Data block ::
▼
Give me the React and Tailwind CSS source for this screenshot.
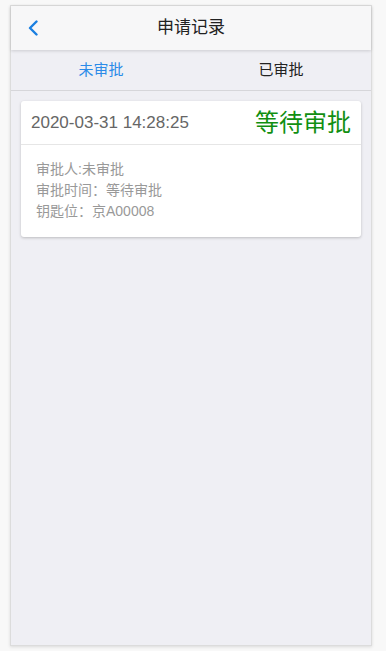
const record = {
  time: '2020-03-31 14:28:25',
  status: '等待审批',
  approver: '未审批',
  approveTime: '等待审批',
  keySlot: '京A00008',
}

function BackIcon() {
  return (
    <svg width="12" height="16" viewBox="0 0 12 16" fill="none">
      <polyline
        points="9.5,1.5 3,8 9.5,14.5"
        stroke="currentColor"
        strokeWidth="2.4"
        strokeLinecap="round"
        strokeLinejoin="round"
      />
    </svg>
  )
}

function RecordCard({ item }) {
  return (
    <div className="mx-[10px] mt-[10px] bg-white rounded-[3px] shadow-[0_1px_3px_rgba(0,0,0,0.22)]">
      {/* card head */}
      <div className="h-[44px] flex items-center justify-between pl-[10px] pr-[10px] border-b border-[#e6e6e6]">
        <span className="text-[17px] text-[#666]">{item.time}</span>
        <span className="text-[24px] text-[#118f11]">{item.status}</span>
      </div>
      {/* card body */}
      <div className="pl-[15px] pt-[14px] pb-[15px] text-[14px] leading-[21px] text-[#999]">
        <p>审批人:{item.approver}</p>
        <p>审批时间：{item.approveTime}</p>
        <p>钥匙位：{item.keySlot}</p>
      </div>
    </div>
  )
}

export default function App() {
  return (
    <div
      className="w-[386px] h-[651px] bg-[#f8f8f8] pt-[5px] pl-[10px]"
      style={{ fontFamily: '"Liberation Sans", "Noto Sans CJK SC", sans-serif' }}
    >
      <div className="w-[362px] h-[641px] flex flex-col bg-[#efeff4] border border-[#dcdcdc] shadow-[0_1px_3px_rgba(0,0,0,0.12)]">
        {/* Header */}
        <div className="relative h-[44px] flex-shrink-0 flex items-center justify-center bg-[#f7f7f8] shadow-[0_1px_3px_rgba(0,0,0,0.15)] z-10">
          <button className="absolute left-[16px] top-1/2 -translate-y-1/2 flex text-[#1a7fe0]">
            <BackIcon />
          </button>
          <h1 className="text-[17px] text-[#222]">申请记录</h1>
        </div>

        {/* Tabs */}
        <div className="h-[41px] flex-shrink-0 flex border-b border-[#d6d6da]">
          <div className="flex-1 flex items-center justify-center text-[15px] text-[#2b8be8]">未审批</div>
          <div className="flex-1 flex items-center justify-center text-[15px] text-[#222]">已审批</div>
        </div>

        <RecordCard item={record} />
      </div>
    </div>
  )
}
▲
Directive ::
Replicate the material above verbatim; images stay out of the copy.

Exercise output ::
Give me the React and Tailwind CSS source for this screenshot.
const record = {
  time: '2020-03-31 14:28:25',
  status: '等待审批',
  approver: '未审批',
  approveTime: '等待审批',
  keySlot: '京A00008',
}

function BackIcon() {
  return (
    <svg width="12" height="16" viewBox="0 0 12 16" fill="none">
      <polyline
        points="9.5,1.5 3,8 9.5,14.5"
        stroke="currentColor"
        strokeWidth="2.4"
        strokeLinecap="round"
        strokeLinejoin="round"
      />
    </svg>
  )
}

function RecordCard({ item }) {
  return (
    <div className="mx-[10px] mt-[10px] bg-white rounded-[3px] shadow-[0_1px_3px_rgba(0,0,0,0.22)]">
      {/* card head */}
      <div className="h-[44px] flex items-center justify-between pl-[10px] pr-[10px] border-b border-[#e6e6e6]">
        <span className="text-[17px] text-[#666]">{item.time}</span>
        <span className="text-[24px] text-[#118f11]">{item.status}</span>
      </div>
      {/* card body */}
      <div className="pl-[15px] pt-[14px] pb-[15px] text-[14px] leading-[21px] text-[#999]">
        <p>审批人:{item.approver}</p>
        <p>审批时间：{item.approveTime}</p>
        <p>钥匙位：{item.keySlot}</p>
      </div>
    </div>
  )
}

export default function App() {
  return (
    <div
      className="w-[386px] h-[651px] bg-[#f8f8f8] pt-[5px] pl-[10px]"
      style={{ fontFamily: '"Liberation Sans", "Noto Sans CJK SC", sans-serif' }}
    >
      <div className="w-[362px] h-[641px] flex flex-col bg-[#efeff4] border border-[#dcdcdc] shadow-[0_1px_3px_rgba(0,0,0,0.12)]">
        {/* Header */}
        <div className="relative h-[44px] flex-shrink-0 flex items-center justify-center bg-[#f7f7f8] shadow-[0_1px_3px_rgba(0,0,0,0.15)] z-10">
          <button className="absolute left-[16px] top-1/2 -translate-y-1/2 flex text-[#1a7fe0]">
            <BackIcon />
          </button>
          <h1 className="text-[17px] text-[#222]">申请记录</h1>
        </div>

        {/* Tabs */}
        <div className="h-[41px] flex-shrink-0 flex border-b border-[#d6d6da]">
          <div className="flex-1 flex items-center justify-center text-[15px] text-[#2b8be8]">未审批</div>
          <div className="flex-1 flex items-center justify-center text-[15px] text-[#222]">已审批</div>
        </div>

        <RecordCard item={record} />
      </div>
    </div>
  )
}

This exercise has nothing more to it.